COMMENTED_OUT_CODE Dir 4.4 (sections of code should not be commented out) Commented-out code rots in place; if it should come back, use version control.

No direct MISRA-C equivalent — PLC-domain checks

These categories cover concerns that don't exist in C and have no MISRA-C analogue. They are not a gap in this mapping — they're the part of plc-st-review that makes it useful for ST in the first place.

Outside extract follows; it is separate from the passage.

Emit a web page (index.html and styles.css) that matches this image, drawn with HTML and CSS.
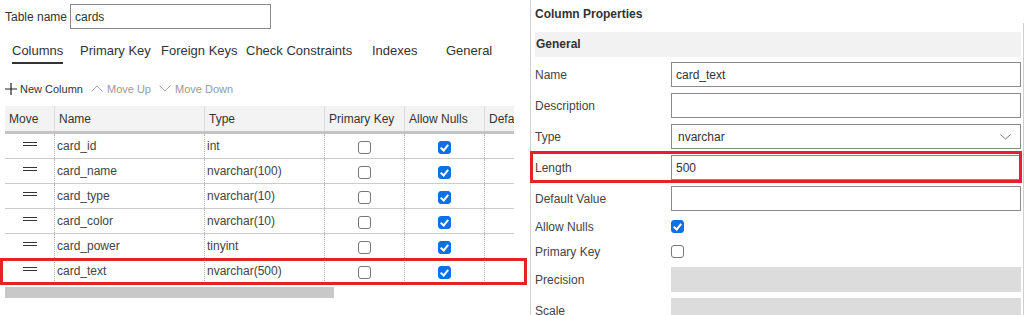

  • Timer / counter / edge / bistable patterns (TIMER_PT_ZERO, TIMER_NOT_DRIVEN, TIMER_VALUE_CHANGED, COUNTER_PV_ZERO, COUNTER_VALUE_CHANGED, EDGE_TRIG_REUSED, BISTABLE_DOMINANCE_MISMATCH) — IEC 61131-3 standard function blocks; C has nothing equivalent.
  • FB-instance integrity (FB_INSTANCE_DOUBLE_CALL, FB_INSTANCE_NEVER_CALLED) — IEC FB-instance semantics; C has no stateful function-like construct.
  • Diff-based PR checks (SIGNATURE_CHANGED, CALL_SITE_OUTDATED, TYPE_MISMATCH, ENUM_VALUE_REMOVED, ENUM_VALUE_ADDED, CONSTANT_VALUE_CHANGED, COMMENT_ONLY, ARRAY_BOUNDS_CHANGED, LOOP_BOUNDS_CHANGED, POU_DELETED, POU_RENAMED, METHOD_ADDED_TO_INTERFACE, INHERITANCE_CHANGED, PRAGMA_CHANGED, COUNTER_VALUE_CHANGED, TIMER_VALUE_CHANGED) — these compare two revisions; MISRA-C is a single-revision rule set.
  • PLC-specific syntax (DIRECT_ADDRESS_USED for %I0.0/%Q1.2) — C has no equivalent for direct I/O addresses.
  • Global-write tasking (MULTI_WRITER_GLOBAL, TOO_MANY_GLOBALS_USED, EXTERNAL_VAR_IN_FUNCTION) — IEC's PROGRAM / task model; MISRA-C addresses concurrency only through Dir 4.x guidelines, no per-rule analogue.
  • Metric regressions (COMPLEXITY_INCREASED, NESTING_INCREASED, LOC_SPIKE, DEAD_POU_INTRODUCED) — MISRA-C is advisory on complexity (Dir 4.x) but defines no specific metric thresholds.
  • Bare-config rules (FORBIDDEN_SYMBOL, NAMING_CONVENTION) — team policy, not coded by MISRA.

Summary

Bucket Count
Mapped to a numbered MISRA-C rule (intent-level) ~25
Mapped to a MISRA-C Directive (looser, intent-only) ~5
PLC-domain — no MISRA-C equivalent ~45

If you're using plc-st-review on a project that also runs C code through a MISRA-C linter, this table is the bridge: the same intent shows up under both standards in their respective languages.